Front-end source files
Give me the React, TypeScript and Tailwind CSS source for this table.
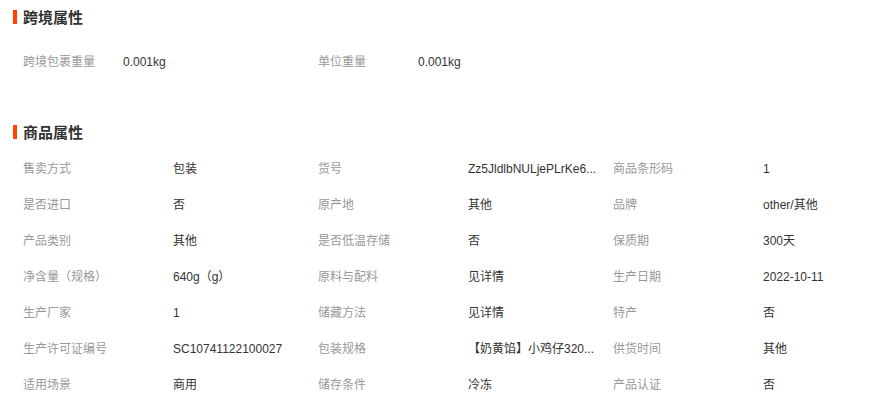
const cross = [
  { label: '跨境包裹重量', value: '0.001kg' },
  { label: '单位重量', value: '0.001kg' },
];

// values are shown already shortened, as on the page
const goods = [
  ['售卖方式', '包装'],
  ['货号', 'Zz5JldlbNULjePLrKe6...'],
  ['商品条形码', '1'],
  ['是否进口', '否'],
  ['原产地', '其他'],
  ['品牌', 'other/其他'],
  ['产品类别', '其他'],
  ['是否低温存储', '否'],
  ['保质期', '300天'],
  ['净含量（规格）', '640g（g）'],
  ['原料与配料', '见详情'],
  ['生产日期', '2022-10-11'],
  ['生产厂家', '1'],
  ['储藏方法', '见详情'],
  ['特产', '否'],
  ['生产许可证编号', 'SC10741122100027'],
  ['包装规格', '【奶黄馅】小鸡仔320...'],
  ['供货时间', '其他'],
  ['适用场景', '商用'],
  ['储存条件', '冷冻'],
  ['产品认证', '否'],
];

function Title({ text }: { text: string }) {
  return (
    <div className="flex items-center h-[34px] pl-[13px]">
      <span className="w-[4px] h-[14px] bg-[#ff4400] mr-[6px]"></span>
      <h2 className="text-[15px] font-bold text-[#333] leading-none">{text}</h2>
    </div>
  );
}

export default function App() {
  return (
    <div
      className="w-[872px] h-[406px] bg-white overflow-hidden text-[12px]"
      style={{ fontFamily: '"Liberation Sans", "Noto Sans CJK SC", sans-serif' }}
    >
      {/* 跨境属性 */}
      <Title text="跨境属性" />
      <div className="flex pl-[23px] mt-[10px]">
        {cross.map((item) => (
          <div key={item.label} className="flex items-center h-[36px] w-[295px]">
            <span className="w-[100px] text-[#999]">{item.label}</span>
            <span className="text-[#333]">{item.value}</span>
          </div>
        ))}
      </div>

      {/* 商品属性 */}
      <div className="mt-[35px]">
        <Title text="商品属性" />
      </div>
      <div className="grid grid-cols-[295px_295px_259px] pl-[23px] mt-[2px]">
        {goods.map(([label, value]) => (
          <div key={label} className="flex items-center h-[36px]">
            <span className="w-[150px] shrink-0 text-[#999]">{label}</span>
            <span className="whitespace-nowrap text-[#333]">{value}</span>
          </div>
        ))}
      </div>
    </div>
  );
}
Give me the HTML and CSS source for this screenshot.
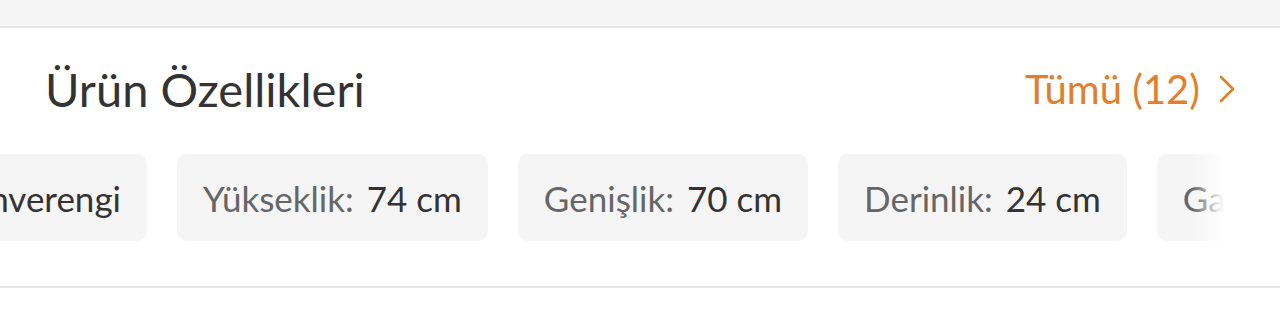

■ **Exercise**: Set each line of the records down exactly, leaving every picture out.

■ **Reply**:
Give me the React, TypeScript and Tailwind CSS source for this table.
const cross = [
  { label: '跨境包裹重量', value: '0.001kg' },
  { label: '单位重量', value: '0.001kg' },
];

// values are shown already shortened, as on the page
const goods = [
  ['售卖方式', '包装'],
  ['货号', 'Zz5JldlbNULjePLrKe6...'],
  ['商品条形码', '1'],
  ['是否进口', '否'],
  ['原产地', '其他'],
  ['品牌', 'other/其他'],
  ['产品类别', '其他'],
  ['是否低温存储', '否'],
  ['保质期', '300天'],
  ['净含量（规格）', '640g（g）'],
  ['原料与配料', '见详情'],
  ['生产日期', '2022-10-11'],
  ['生产厂家', '1'],
  ['储藏方法', '见详情'],
  ['特产', '否'],
  ['生产许可证编号', 'SC10741122100027'],
  ['包装规格', '【奶黄馅】小鸡仔320...'],
  ['供货时间', '其他'],
  ['适用场景', '商用'],
  ['储存条件', '冷冻'],
  ['产品认证', '否'],
];

function Title({ text }: { text: string }) {
  return (
    <div className="flex items-center h-[34px] pl-[13px]">
      <span className="w-[4px] h-[14px] bg-[#ff4400] mr-[6px]"></span>
      <h2 className="text-[15px] font-bold text-[#333] leading-none">{text}</h2>
    </div>
  );
}

export default function App() {
  return (
    <div
      className="w-[872px] h-[406px] bg-white overflow-hidden text-[12px]"
      style={{ fontFamily: '"Liberation Sans", "Noto Sans CJK SC", sans-serif' }}
    >
      {/* 跨境属性 */}
      <Title text="跨境属性" />
      <div className="flex pl-[23px] mt-[10px]">
        {cross.map((item) => (
          <div key={item.label} className="flex items-center h-[36px] w-[295px]">
            <span className="w-[100px] text-[#999]">{item.label}</span>
            <span className="text-[#333]">{item.value}</span>
          </div>
        ))}
      </div>

      {/* 商品属性 */}
      <div className="mt-[35px]">
        <Title text="商品属性" />
      </div>
      <div className="grid grid-cols-[295px_295px_259px] pl-[23px] mt-[2px]">
        {goods.map(([label, value]) => (
          <div key={label} className="flex items-center h-[36px]">
            <span className="w-[150px] shrink-0 text-[#999]">{label}</span>
            <span className="whitespace-nowrap text-[#333]">{value}</span>
          </div>
        ))}
      </div>
    </div>
  );
}
Give me the HTML and CSS source for this screenshot.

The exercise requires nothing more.